Barındırdığımız tüm farklı benliklerin ve özelliklerin, bir araya gelip bir bütünlük oluşturması ise karakterimizi ortaya çıkarır.
İsmini çokça duyduğum ama daha geçenlerde okuduğum Philip Zimbardo’nun “Şeytan etkisi” adlı kitabından çok etkilendiğim için bu hafta yazımda, benzer konuya değinmek istedim o yüzden. Kitapta, Zimbardo, üzerinde çalıştığı bir deney için, gerçekmiş gibi bir hapishane ortamı tasarlayıp, bu mekânı bir laboratuvar gibi kullanarak deney yapmak istiyor. Bu deney için bir grup insan seçiyor.
Amaç, farklı bir ortam oluşturup, insanların bu ortamda nasıl ve ne ölçüde değişimler gösterdiğini gözlemlemek. Bu deneyden en sağlıklı ve doğru sonuç alınabilmesi için de zihnen ve bedenen en sağlıklı olan insanlar seçiliyor özellikle.
Zimbardo, 1970 sıralarında Stanford Üniversitesi’nde çalıştığı sırada, üniversitenin bodrum katında oluşturduğu bir hapishane deneyi için seçtiği kişileri, mahkûmlar ve gardiyanlar olarak iki gruba ayırır. Çok geçmeden, bu insanlar kendilerini, aldıkları rollere o kadar fazla kaptırırlar ki, mahkûm rolünde bulunanlar, gerçek olmamasına rağmen, bulundukları hapishaneden kaçış yollarını aramaya başlayıp, kendi aralarında bağırıp, çağırırlarken, gardiyan rolünde bulunanlar ise oluşan gürültüyü önlemek adına ciddi bir şiddete başvurmaya başlarlar.

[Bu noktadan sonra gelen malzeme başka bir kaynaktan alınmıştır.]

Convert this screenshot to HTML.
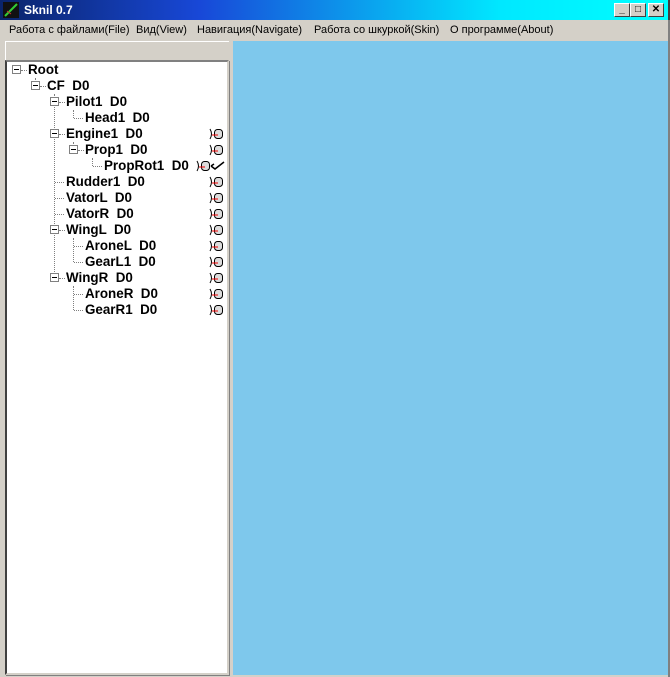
<!DOCTYPE html>
<html><head><meta charset="utf-8"><style>
*{margin:0;padding:0;box-sizing:border-box}
body{width:670px;height:677px;background:#d4d0c8;position:relative;overflow:hidden;font-family:"Liberation Sans",sans-serif}
.title{position:absolute;left:0;top:0;width:670px;height:20px;background:linear-gradient(90deg,#0a246a 0%,#1848d8 30%,#00e8ff 75%,#00ffff 100%);border-right:2px solid #404040}
.title span{position:absolute;left:24px;top:3px;color:#fff;font-weight:bold;font-size:12px}
.btn{position:absolute;top:3px;width:16px;height:14px;background:#d4d0c8;border:1px solid;border-color:#fff #404040 #404040 #fff;font-size:10px;text-align:center;line-height:12px;font-weight:bold}
.menu{position:absolute;top:22px;left:0;height:18px;font-size:11px;color:#000}
.menu span{position:absolute;top:2px;white-space:nowrap}
.hdr{position:absolute;left:5px;top:41px;width:224px;height:19px;background:#d4d0c8;border-left:1px solid #fff;border-top:1px solid #fff}
.tree{position:absolute;left:5px;top:60px;width:224px;height:615px;background:#fff;border:2px solid;border-color:#808080 #d4d0c8 #d4d0c8 #404040;box-shadow:1px 1px 0 #808080}
.blue{position:absolute;left:233px;top:41px;width:435px;height:634px;background:#7ec8ec}
.rb{position:absolute;left:668px;top:20px;width:2px;height:657px;background:#808080}
.t{position:absolute;font-weight:bold;font-size:13.4px;white-space:pre;color:#000;line-height:14px}
.bx{position:absolute;width:9px;height:9px;border:1px solid #808080;background:#fff;z-index:2}
.bx:after{content:"";position:absolute;left:1px;top:3px;width:5px;height:1px;background:#000}
.h{position:absolute;height:1px;border-top:1px dotted #808080}
.v{position:absolute;width:1px;border-left:1px dotted #808080}
.ic{position:absolute;width:16px;height:12px}
</style></head><body>
<div class="title"><svg style="position:absolute;left:3px;top:2px" width="16" height="16"><rect width="16" height="16" fill="#111"/><path d="M2 14 L14 2" stroke="#3c3" stroke-width="2"/><path d="M4 9 L8 12" stroke="#c33" stroke-width="1"/></svg><span>Sknil 0.7</span>
<div class="btn" style="left:614px">_</div><div class="btn" style="left:630px">□</div><div class="btn" style="left:648px">✕</div></div>
<div class="rb"></div>
<div class="menu"><span style="left:9px">Работа с файлами(File)</span><span style="left:136px">Вид(View)</span><span style="left:197px">Навигация(Navigate)</span><span style="left:314px">Работа со шкуркой(Skin)</span><span style="left:450px">О программе(About)</span></div>
<div class="hdr"></div>
<div class="tree"></div>
<div class="blue"></div>
<div id="tr"></div>
<script>
var rows=[[0,"Root",1,0],[1,"CF  D0",1,0],[2,"Pilot1  D0",1,0],[3,"Head1  D0",0,0],[2,"Engine1  D0",1,1],[3,"Prop1  D0",1,1],[4,"PropRot1  D0",0,2],[2,"Rudder1  D0",0,1],[2,"VatorL  D0",0,1],[2,"VatorR  D0",0,1],[2,"WingL  D0",1,1],[3,"AroneL  D0",0,1],[3,"GearL1  D0",0,1],[2,"WingR  D0",1,1],[3,"AroneR  D0",0,1],[3,"GearR1  D0",0,1]];
var h="";
var vl=[[35,78,86],[54,94,278],[73,110,118],[73,142,150],[92,158,166],[73,238,262],[73,286,310]];
vl.forEach(function(v){h+='<div class="v" style="left:'+v[0]+'px;top:'+v[1]+'px;height:'+(v[2]-v[1])+'px"></div>'});
rows.forEach(function(r,i){var y=70+16*i,L=r[0];var bx=12+19*L,tx=28+19*L;
if(r[2]){h+='<div class="bx" style="left:'+bx+'px;top:'+(y-5)+'px"></div><div class="h" style="left:'+(bx+9)+'px;top:'+y+'px;width:'+(tx-bx-10)+'px"></div>';}
else{h+='<div class="h" style="left:'+(bx+5)+'px;top:'+y+'px;width:'+(tx-bx-7)+'px"></div>';}
h+='<div class="t" style="left:'+tx+'px;top:'+(y-7)+'px">'+r[1]+'</div>';
if(r[3]){var ix=r[3]==2?196:209;
h+='<svg class="ic" style="left:'+ix+'px;top:'+(y-6)+'px" viewBox="0 0 16 12"><path d="M1 1 Q4 6 1 11" stroke="#000" fill="none"/><rect x="5.5" y="1.5" width="8" height="9" rx="3" fill="#ddd" stroke="#000"/><path d="M3 7 H9" stroke="#e00"/></svg>';
if(r[3]==2)h+='<svg class="ic" style="left:210px;top:'+(y-6)+'px" viewBox="0 0 16 12"><path d="M1 6 L5 9 L14 2 M1 6 L4 4" stroke="#000" stroke-width="1.5" fill="none"/></svg>';}
});
document.getElementById("tr").innerHTML=h;
</script>
</body></html>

Okurken bir an durup, düşündüm. Aslında gerçek olmamasına rağmen, sadece gerçekmiş gibi gösterilen bir ortama, bu kadar kısa bir sürede adapte olan ve verilen sadece bir rol olmasına karşın, kendilerini bu rollere, çok fazla kaptıran bu insanları ve gerçek hayatta aldığımız rolleri karşılaştırdım ister istemez.
İçimizde barındırdığımız o kadar fazla ve birbirinden farklı benliğimiz var ki, bu ancak değişen ortam ve koşullarda ortaya çıkabiliyor çoğunlukla. Çoğu insan, değişen benliğine karşın, kontrolü ele alamadığı için de, gün içerisinde birçok problem ile karşılaşması kaçınılmaz oluyor maalesef ki.